— Given request —
Omit every image, and transcribe the remaining entries exactly as given.
=-=-=
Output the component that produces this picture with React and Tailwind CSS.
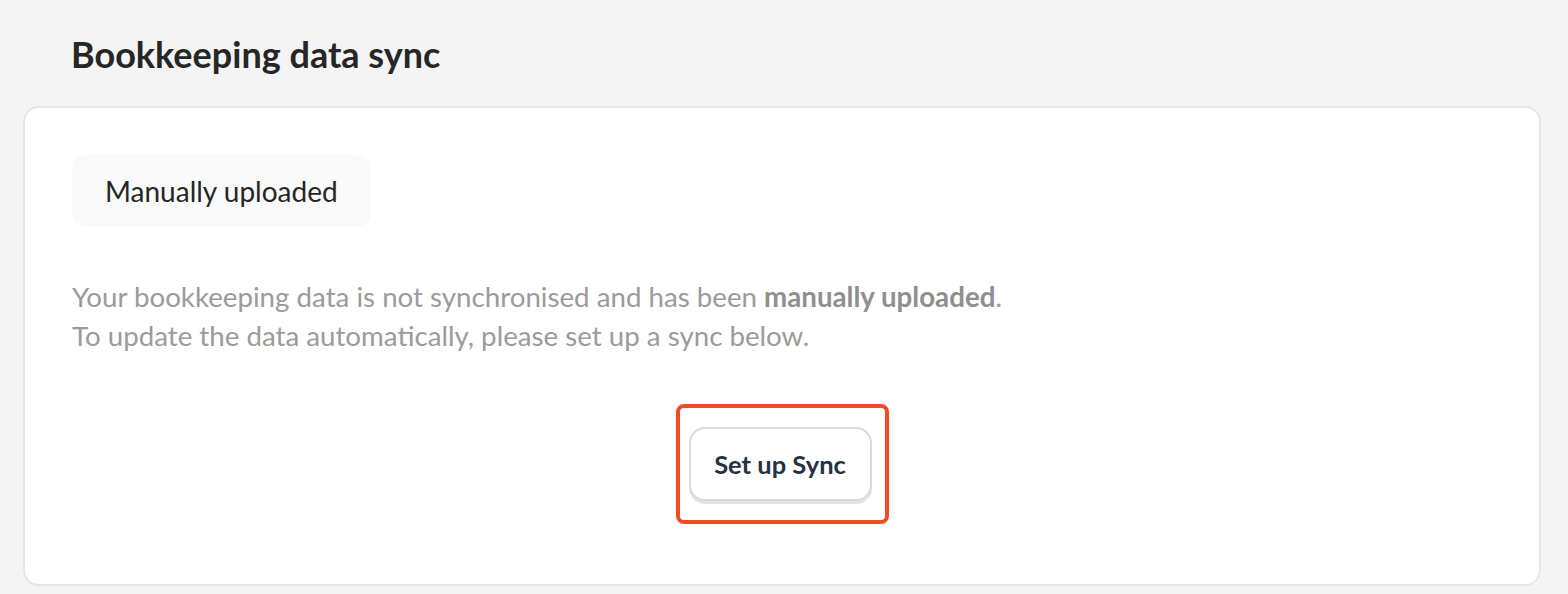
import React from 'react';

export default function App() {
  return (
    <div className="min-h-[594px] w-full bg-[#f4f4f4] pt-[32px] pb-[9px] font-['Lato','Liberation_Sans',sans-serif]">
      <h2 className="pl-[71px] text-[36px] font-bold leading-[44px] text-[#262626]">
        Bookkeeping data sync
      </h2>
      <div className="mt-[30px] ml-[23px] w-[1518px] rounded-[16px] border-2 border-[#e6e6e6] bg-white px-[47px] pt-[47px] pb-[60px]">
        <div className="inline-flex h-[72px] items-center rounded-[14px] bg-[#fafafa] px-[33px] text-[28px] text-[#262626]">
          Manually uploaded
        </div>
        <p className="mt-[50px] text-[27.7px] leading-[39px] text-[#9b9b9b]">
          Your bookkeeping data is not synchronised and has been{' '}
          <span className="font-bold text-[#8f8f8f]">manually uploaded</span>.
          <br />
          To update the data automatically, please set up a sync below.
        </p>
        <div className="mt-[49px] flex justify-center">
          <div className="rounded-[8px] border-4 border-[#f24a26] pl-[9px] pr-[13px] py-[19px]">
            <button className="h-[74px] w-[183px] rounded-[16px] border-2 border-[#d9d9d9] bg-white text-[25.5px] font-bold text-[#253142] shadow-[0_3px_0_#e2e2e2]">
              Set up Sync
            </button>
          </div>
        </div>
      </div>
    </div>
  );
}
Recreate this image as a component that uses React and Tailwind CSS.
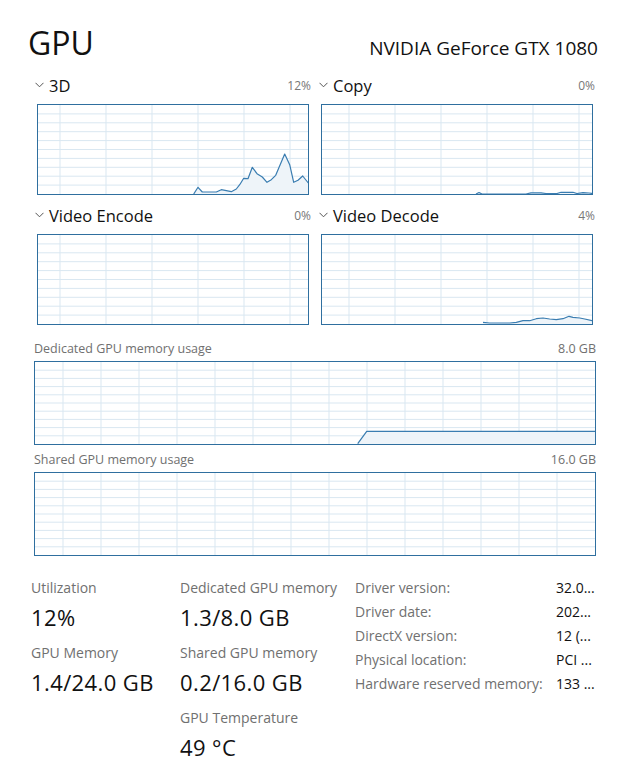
=-=-=
— Complete answer —
Output the component that produces this picture with React and Tailwind CSS.
import React from 'react';

export default function App() {
  return (
    <div className="min-h-[594px] w-full bg-[#f4f4f4] pt-[32px] pb-[9px] font-['Lato','Liberation_Sans',sans-serif]">
      <h2 className="pl-[71px] text-[36px] font-bold leading-[44px] text-[#262626]">
        Bookkeeping data sync
      </h2>
      <div className="mt-[30px] ml-[23px] w-[1518px] rounded-[16px] border-2 border-[#e6e6e6] bg-white px-[47px] pt-[47px] pb-[60px]">
        <div className="inline-flex h-[72px] items-center rounded-[14px] bg-[#fafafa] px-[33px] text-[28px] text-[#262626]">
          Manually uploaded
        </div>
        <p className="mt-[50px] text-[27.7px] leading-[39px] text-[#9b9b9b]">
          Your bookkeeping data is not synchronised and has been{' '}
          <span className="font-bold text-[#8f8f8f]">manually uploaded</span>.
          <br />
          To update the data automatically, please set up a sync below.
        </p>
        <div className="mt-[49px] flex justify-center">
          <div className="rounded-[8px] border-4 border-[#f24a26] pl-[9px] pr-[13px] py-[19px]">
            <button className="h-[74px] w-[183px] rounded-[16px] border-2 border-[#d9d9d9] bg-white text-[25.5px] font-bold text-[#253142] shadow-[0_3px_0_#e2e2e2]">
              Set up Sync
            </button>
          </div>
        </div>
      </div>
    </div>
  );
}
Recreate this image as a component that uses React and Tailwind CSS.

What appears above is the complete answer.